The last item of specific Dutch testing concerns datalink integration with other national weapon systems. This joint use of information is one of the benefits of buying a fifth-generation fighter, so the ability to share it with other equipment is vital. Examples for the Netherlands will include working with its Boeing AH-64D Apache attack helicopters and its navy’s frigates.
According to Vijge, there is a possibility of using Dutch Apaches presently based at Fort Hood in Texas to support Dutch pilot training, and also to test datalink performance. Royal Netherlands Navy vessels also regularly visit the Dutch Caribbean islands, and may in future be asked to support such testing.
Planning for the coming years is heavily dependent on the political decisions made around the Dutch project. But since the first step towards approval from parliament has already been taken, the expectation is that the relocation to Edwards AFB will occur as planned at the end of 2014.
The Dutch team is expected to adopt the colours of the air force’s 323 Sqn, which is due to cease operations with the F-16 from Leeuwarden air base at the end of this year. By that time, aircraft F-001 will also have undergone modification at Hill AFB, Utah, taking it to the same standard as F-002.

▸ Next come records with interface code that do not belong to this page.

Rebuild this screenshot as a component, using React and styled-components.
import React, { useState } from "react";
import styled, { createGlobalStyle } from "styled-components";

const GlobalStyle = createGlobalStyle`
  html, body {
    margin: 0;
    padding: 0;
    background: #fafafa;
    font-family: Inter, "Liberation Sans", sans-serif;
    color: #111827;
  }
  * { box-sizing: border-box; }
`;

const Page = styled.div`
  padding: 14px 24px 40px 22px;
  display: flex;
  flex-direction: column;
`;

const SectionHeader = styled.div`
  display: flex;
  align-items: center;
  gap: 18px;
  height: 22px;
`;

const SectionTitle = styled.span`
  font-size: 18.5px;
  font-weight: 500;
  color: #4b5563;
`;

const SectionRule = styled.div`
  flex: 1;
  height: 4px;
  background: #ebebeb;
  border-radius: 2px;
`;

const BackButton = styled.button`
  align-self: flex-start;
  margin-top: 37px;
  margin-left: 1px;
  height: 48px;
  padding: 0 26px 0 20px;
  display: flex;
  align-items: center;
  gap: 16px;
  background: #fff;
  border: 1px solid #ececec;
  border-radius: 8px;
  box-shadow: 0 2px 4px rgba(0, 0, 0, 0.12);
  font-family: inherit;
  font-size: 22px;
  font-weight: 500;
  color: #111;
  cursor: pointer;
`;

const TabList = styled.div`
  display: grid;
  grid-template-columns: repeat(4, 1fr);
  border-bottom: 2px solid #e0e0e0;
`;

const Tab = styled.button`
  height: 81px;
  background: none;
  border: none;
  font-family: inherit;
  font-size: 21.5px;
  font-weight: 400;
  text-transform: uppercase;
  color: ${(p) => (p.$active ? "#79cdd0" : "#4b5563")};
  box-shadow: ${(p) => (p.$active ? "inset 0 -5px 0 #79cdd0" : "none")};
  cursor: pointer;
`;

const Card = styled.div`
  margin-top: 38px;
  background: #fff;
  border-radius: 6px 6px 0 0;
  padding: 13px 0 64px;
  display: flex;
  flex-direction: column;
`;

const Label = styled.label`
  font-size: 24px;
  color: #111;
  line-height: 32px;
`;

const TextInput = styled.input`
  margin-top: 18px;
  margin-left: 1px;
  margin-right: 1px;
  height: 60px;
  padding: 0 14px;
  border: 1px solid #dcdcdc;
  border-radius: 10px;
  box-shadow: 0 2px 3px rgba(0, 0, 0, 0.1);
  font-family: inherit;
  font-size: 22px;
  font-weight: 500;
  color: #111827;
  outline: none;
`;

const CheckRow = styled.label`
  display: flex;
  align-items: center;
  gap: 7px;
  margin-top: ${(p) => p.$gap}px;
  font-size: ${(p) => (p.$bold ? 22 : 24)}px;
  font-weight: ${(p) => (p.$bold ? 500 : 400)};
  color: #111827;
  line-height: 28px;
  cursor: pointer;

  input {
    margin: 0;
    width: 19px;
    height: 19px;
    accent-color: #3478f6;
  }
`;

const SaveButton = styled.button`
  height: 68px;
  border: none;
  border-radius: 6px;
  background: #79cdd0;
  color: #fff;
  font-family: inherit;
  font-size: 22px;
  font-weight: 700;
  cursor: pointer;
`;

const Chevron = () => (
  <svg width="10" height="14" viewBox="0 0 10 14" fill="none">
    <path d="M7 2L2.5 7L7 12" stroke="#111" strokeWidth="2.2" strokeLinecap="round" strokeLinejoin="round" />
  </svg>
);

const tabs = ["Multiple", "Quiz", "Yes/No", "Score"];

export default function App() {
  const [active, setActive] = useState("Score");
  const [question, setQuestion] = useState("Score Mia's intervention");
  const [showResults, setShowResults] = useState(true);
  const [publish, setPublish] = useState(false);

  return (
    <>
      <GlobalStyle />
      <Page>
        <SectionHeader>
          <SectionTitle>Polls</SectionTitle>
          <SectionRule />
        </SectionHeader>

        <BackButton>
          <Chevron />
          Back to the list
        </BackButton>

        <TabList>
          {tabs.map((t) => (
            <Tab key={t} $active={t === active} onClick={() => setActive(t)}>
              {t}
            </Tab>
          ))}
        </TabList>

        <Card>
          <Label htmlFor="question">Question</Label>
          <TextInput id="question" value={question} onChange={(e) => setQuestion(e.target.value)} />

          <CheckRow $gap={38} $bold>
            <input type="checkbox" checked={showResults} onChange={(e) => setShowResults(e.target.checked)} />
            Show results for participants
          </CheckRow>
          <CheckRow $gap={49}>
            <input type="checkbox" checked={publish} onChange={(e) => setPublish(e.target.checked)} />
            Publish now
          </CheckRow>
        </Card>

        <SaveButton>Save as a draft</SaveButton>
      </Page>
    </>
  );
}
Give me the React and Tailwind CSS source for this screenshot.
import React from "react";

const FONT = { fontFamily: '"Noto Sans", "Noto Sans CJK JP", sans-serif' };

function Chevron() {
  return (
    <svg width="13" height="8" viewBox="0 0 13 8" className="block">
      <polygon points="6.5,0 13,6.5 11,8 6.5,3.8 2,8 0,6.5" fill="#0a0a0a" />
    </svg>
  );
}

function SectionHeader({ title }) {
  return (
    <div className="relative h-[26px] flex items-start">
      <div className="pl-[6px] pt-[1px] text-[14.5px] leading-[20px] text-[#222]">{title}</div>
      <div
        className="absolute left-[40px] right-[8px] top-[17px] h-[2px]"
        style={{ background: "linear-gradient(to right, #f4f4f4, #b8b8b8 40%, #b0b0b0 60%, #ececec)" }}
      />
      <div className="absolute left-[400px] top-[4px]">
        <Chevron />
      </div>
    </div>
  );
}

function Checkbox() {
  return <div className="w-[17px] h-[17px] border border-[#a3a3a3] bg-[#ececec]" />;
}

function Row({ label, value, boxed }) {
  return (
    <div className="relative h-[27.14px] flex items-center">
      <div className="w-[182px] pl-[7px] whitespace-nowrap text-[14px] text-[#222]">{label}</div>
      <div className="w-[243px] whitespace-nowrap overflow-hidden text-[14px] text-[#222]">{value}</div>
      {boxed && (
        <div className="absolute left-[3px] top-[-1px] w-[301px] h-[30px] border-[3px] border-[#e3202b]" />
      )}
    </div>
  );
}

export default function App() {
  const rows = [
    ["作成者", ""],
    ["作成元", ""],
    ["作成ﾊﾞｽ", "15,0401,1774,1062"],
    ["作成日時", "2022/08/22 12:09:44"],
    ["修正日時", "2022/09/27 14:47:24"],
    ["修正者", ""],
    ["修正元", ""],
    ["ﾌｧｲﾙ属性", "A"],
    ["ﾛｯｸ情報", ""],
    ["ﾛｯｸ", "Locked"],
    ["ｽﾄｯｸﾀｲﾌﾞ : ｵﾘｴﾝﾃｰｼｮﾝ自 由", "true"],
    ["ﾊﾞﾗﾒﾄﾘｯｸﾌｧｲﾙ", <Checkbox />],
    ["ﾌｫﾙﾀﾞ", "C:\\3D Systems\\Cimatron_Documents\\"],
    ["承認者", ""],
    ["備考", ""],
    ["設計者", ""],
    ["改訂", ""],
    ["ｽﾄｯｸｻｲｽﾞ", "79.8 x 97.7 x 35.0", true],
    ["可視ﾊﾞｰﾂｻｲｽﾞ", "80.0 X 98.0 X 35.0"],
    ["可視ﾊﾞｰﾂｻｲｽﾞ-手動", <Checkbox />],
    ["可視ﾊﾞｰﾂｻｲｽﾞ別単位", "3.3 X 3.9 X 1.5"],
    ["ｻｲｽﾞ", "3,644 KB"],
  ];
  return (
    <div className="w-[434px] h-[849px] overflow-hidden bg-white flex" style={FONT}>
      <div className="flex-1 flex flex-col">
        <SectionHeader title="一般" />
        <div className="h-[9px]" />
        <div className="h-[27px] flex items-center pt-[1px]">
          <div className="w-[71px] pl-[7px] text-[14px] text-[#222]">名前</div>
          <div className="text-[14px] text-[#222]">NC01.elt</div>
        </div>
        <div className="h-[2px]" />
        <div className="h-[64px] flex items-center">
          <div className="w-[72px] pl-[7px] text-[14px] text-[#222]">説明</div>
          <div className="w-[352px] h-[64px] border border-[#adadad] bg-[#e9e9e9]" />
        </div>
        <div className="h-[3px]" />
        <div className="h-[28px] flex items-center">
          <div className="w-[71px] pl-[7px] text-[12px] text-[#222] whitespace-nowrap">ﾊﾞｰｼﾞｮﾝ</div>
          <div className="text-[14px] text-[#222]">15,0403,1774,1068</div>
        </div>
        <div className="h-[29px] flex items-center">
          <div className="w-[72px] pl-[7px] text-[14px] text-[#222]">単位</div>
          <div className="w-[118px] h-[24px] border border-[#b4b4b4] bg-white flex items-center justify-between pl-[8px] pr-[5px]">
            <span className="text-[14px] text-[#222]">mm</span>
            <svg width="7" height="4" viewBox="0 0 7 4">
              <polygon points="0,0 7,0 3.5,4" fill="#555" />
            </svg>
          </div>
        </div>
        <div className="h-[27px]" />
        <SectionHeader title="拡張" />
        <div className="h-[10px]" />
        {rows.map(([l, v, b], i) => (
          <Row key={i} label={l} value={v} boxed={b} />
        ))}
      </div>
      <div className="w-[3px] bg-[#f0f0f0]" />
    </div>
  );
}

Testing of these Block 1 aircraft will be followed by a similar process for the Block 2 F-35 in 2016-2017. Work on a final, combat-ready Block 3 version will then occur in 2017-2018. The initial training of operational Dutch crews will also start at the latter point, to ensure the type’s availability by the end of 2018, when a first Block 3 aircraft should be delivered to 322 Sqn in the Netherlands.
Three years later, the F-35 should achieve full operational status, and take over the tasks of the by-then more than 40-year-old F-16 fleet.